REQUEST:
Locate each line below that includes "styles" and reproduce it.

DATA EXCERPT:
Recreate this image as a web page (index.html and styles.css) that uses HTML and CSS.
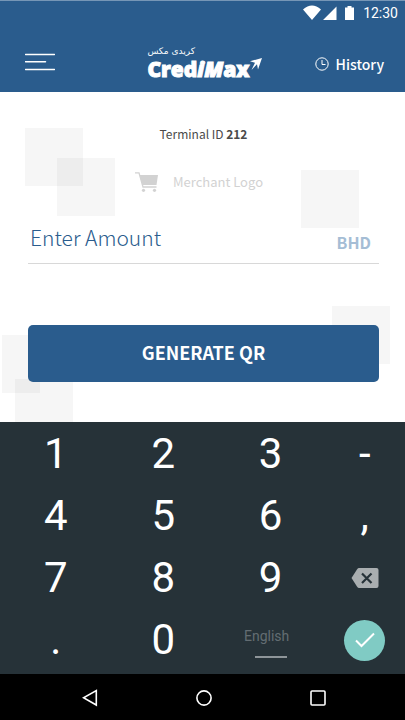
FILE: index.html
```html
<!DOCTYPE html>
<html lang="en">
<head>
<meta charset="utf-8">
<meta name="viewport" content="width=device-width, initial-scale=1">
<title>CrediMax</title>
<link rel="stylesheet" href="styles.css">
</head>
<body>
<header class="header">
  <div class="status">
    <svg width="54" height="16" viewBox="0 0 54 16" aria-hidden="true">
      <path fill="#fff" d="M0 4.500Q9-3.500 18 4.500L9 15ZM20 15 33.500 1.500V15ZM42 2.500h2.500V1h4v1.500H51V15h-9Z"/>
    </svg>
    <span class="clock">12:30</span>
  </div>
  <div class="appbar">
    <button class="menu" type="button" aria-label="Menu">
      <svg width="30" height="18" viewBox="0 0 30 18"><path d="M.5 1.500h29M.5 8.700h20M.5 16.500h29" stroke="#fff" stroke-width="1.500" stroke-linecap="round"/></svg>
    </button>
    <div class="logo">
      <span class="logo-arabic" lang="ar" dir="rtl">كريدى مكس</span>
      <span class="logo-row">
        <span class="logo-name">Cred<em>iM</em>ax</span>
        <svg class="logo-arrow" width="12" height="12" viewBox="0 0 12 12" aria-hidden="true"><path fill="#fff" d="M0 3.200 12 0 8 11.500 7 6.200 1.500 12 5 4.700Z"/></svg>
      </span>
    </div>
    <a class="history" href="#history">
      <svg width="14" height="14" viewBox="0 0 14 14" fill="none" stroke="#fff" aria-hidden="true"><circle cx="7" cy="7" r="6.200"/><path d="M7 3v4.500h3.500"/></svg>
      History
    </a>
  </div>
</header>
<main class="main">
  <i class="tile tile-a"></i><i class="tile tile-b"></i><i class="tile tile-c"></i>
  <i class="tile tile-d"></i><i class="tile tile-e"></i><i class="tile tile-f"></i>
  <p class="terminal">Terminal ID <b>212</b></p>
  <div class="merchant">
    <svg width="24" height="20" viewBox="0 0 24 20" aria-hidden="true">
      <path fill="none" stroke="#d2d2d2" stroke-width="1.300" d="M0 .8h4l4 14.200h13.500"/>
      <path fill="#d2d2d2" d="M4.500 3H23l-1.500 10H7.500Z"/>
      <circle cx="8.500" cy="18.300" r="1.600" fill="#d2d2d2"/><circle cx="19.500" cy="18.300" r="1.600" fill="#d2d2d2"/>
    </svg>
    <span>Merchant Logo</span>
  </div>
  <form class="form">
    <div class="amount">
      <input class="amount-input" type="text" inputmode="decimal" placeholder="Enter Amount" aria-label="Enter Amount">
      <span class="currency">BHD</span>
    </div>
    <button class="generate" type="button">GENERATE QR</button>
  </form>
</main>
<section class="keyboard" aria-label="Keyboard">
  <button class="key" type="button">1</button>
  <button class="key" type="button">2</button>
  <button class="key" type="button">3</button>
  <button class="key" type="button">-</button>
  <button class="key" type="button">4</button>
  <button class="key" type="button">5</button>
  <button class="key" type="button">6</button>
  <button class="key" type="button">,</button>
  <button class="key" type="button">7</button>
  <button class="key" type="button">8</button>
  <button class="key" type="button">9</button>
  <button class="key" type="button" aria-label="Delete">
    <svg width="28" height="20" viewBox="0 0 28 20"><path fill="#a9aeb0" d="M8 0h17.500Q27.500 0 27.500 2v16q0 2-2 2H8q-1 0-1.700-1L.5 10 6.300 1Q7 0 8 0Z"/><path d="m11 5.500 9.500 9.500m0-9.500L11 15" stroke="#263238" stroke-width="2.200"/></svg>
  </button>
  <button class="key" type="button">.</button>
  <button class="key" type="button">0</button>
  <button class="key space" type="button"><span>English</span></button>
  <button class="key" type="button" aria-label="Done">
    <span class="done"><svg width="20" height="16" viewBox="0 0 20 16"><path d="m1 8.500 5.500 5.500L19 1.500" fill="none" stroke="#fff" stroke-width="2"/></svg></span>
  </button>
</section>
<nav class="navbar" aria-label="System">
  <button type="button" aria-label="Back"><svg width="16" height="18" viewBox="0 0 16 18"><path d="M14.300 1.500v14.500L1.500 8.700Z"/></svg></button>
  <button type="button" aria-label="Home"><svg width="16" height="18" viewBox="0 0 16 18"><circle cx="8" cy="9" r="7.100"/></svg></button>
  <button type="button" aria-label="Recent"><svg width="16" height="18" viewBox="0 0 16 18"><rect x="1" y="2" width="14" height="14" rx="1"/></svg></button>
</nav>
</body>
</html>
```
FILE: styles.css
```css
* { box-sizing: border-box; }
body {
  margin: 0;
  min-height: 100vh;
  display: flex;
  flex-direction: column;
  background: #fff;
  color: #4a4a4a;
  font-family: "Noto Sans CJK SC", sans-serif;
}
button { padding: 0; border: 0; background: none; color: inherit; font: inherit; }
svg { display: block; }

.header {
  height: 92px;
  background: #2a5c8d;
  border-top: 1px solid #7696b6;
  color: #fff;
}
.status {
  display: flex;
  justify-content: flex-end;
  align-items: center;
  gap: 6px;
  height: 23px;
  padding-right: 7px;
}
.clock { font: 14px/20px Roboto, sans-serif; }
.appbar {
  display: grid;
  grid-template-columns: 1fr auto 1fr;
  align-items: center;
  height: 68px;
  padding: 7px 21px 0 25px;
}
.menu { justify-self: start; }
.logo {
  display: flex;
  flex-direction: column;
  align-items: flex-start;
}
.logo-arabic { font: 9px/14px "DejaVu Sans", sans-serif; }
.logo-row { display: flex; align-items: flex-start; }
.logo-name {
  font: 800 21px/22px "Open Sans", sans-serif;
  -webkit-text-stroke: 1px #fff;
}
.history {
  justify-self: end;
  display: flex;
  align-items: center;
  gap: 7px;
  padding-top: 4px;
  color: #fff;
  font-size: 14px;
  line-height: 20px;
  font-weight: 500;
  text-decoration: none;
}

.main {
  position: relative;
  flex: 1;
  padding: 32px 26px 40px 28px;
  overflow: hidden;
}
.tile {
  position: absolute;
  z-index: -1;
  width: 58px;
  height: 58px;
  background: rgba(0, 0, 0, 0.035);
}
.tile-a { left: 25px; top: 36px; }
.tile-b { left: 57px; top: 66px; }
.tile-c { right: 46px; top: 78px; }
.tile-d { right: 15px; top: 214px; }
.tile-e { left: 2px; top: 243px; width: 38px; }
.tile-f { left: 15px; top: 287px; }

.terminal { margin: 0; text-align: center; font-size: 12px; line-height: 20px; }
.merchant {
  display: flex;
  justify-content: center;
  align-items: center;
  gap: 14px;
  margin-top: 28px;
  padding-right: 9px;
  color: #d2d2d2;
  font-size: 13px;
  line-height: 20px;
}
.amount {
  display: flex;
  align-items: center;
  height: 72px;
  border-bottom: 1px solid #d8d8d8;
  padding: 18px 8px 0 2px;
}
.amount-input {
  flex: 1;
  min-width: 0;
  padding: 0;
  border: 0;
  outline: 0;
  background: none;
  color: #2a5c8d;
  font: 300 21px/32px "Noto Sans CJK SC", sans-serif;
}
.amount-input::placeholder { color: #2a5c8d; opacity: 1; }
.currency { padding-top: 10px; color: #a5bdd5; font-size: 16px; line-height: 24px; font-weight: 700; }
.generate {
  display: block;
  width: 100%;
  height: 57px;
  margin-top: 61px;
  padding-bottom: 4px;
  border-radius: 5px;
  background: #2a5c8d;
  color: #fff;
  font-size: 18px;
  line-height: 24px;
  font-weight: 700;
}

.keyboard {
  display: grid;
  grid-template-columns: 4fr 4fr 4fr 3fr;
  grid-auto-rows: 62px;
  padding: 1px 0 3px 2px;
  background: #263238;
  color: #fff;
}
.key {
  display: flex;
  align-items: center;
  justify-content: center;
  font: 42px/62px Roboto, sans-serif;
}
.space {
  flex-direction: column;
  gap: 10px;
  padding-top: 3px;
  color: #636d72;
  font-size: 14px;
  line-height: 20px;
}
.space span { padding-right: 8px; }
.space::after { content: ""; width: 32px; height: 2px; background: #8e9599; }
.done {
  display: grid;
  place-items: center;
  width: 41px;
  height: 41px;
  border-radius: 50%;
  background: #80cbc4;
}
.navbar {
  display: flex;
  justify-content: center;
  align-items: center;
  gap: 98px;
  height: 46px;
  padding: 1px 0 0 2px;
  background: #000;
}
.navbar svg { fill: none; stroke: #fff; stroke-width: 1.6; }
```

SOLUTION FOR THIS EXERCISE:
Recreate this image as a web page (index.html and styles.css) that uses HTML and CSS.
<link rel="stylesheet" href="styles.css">
FILE: styles.css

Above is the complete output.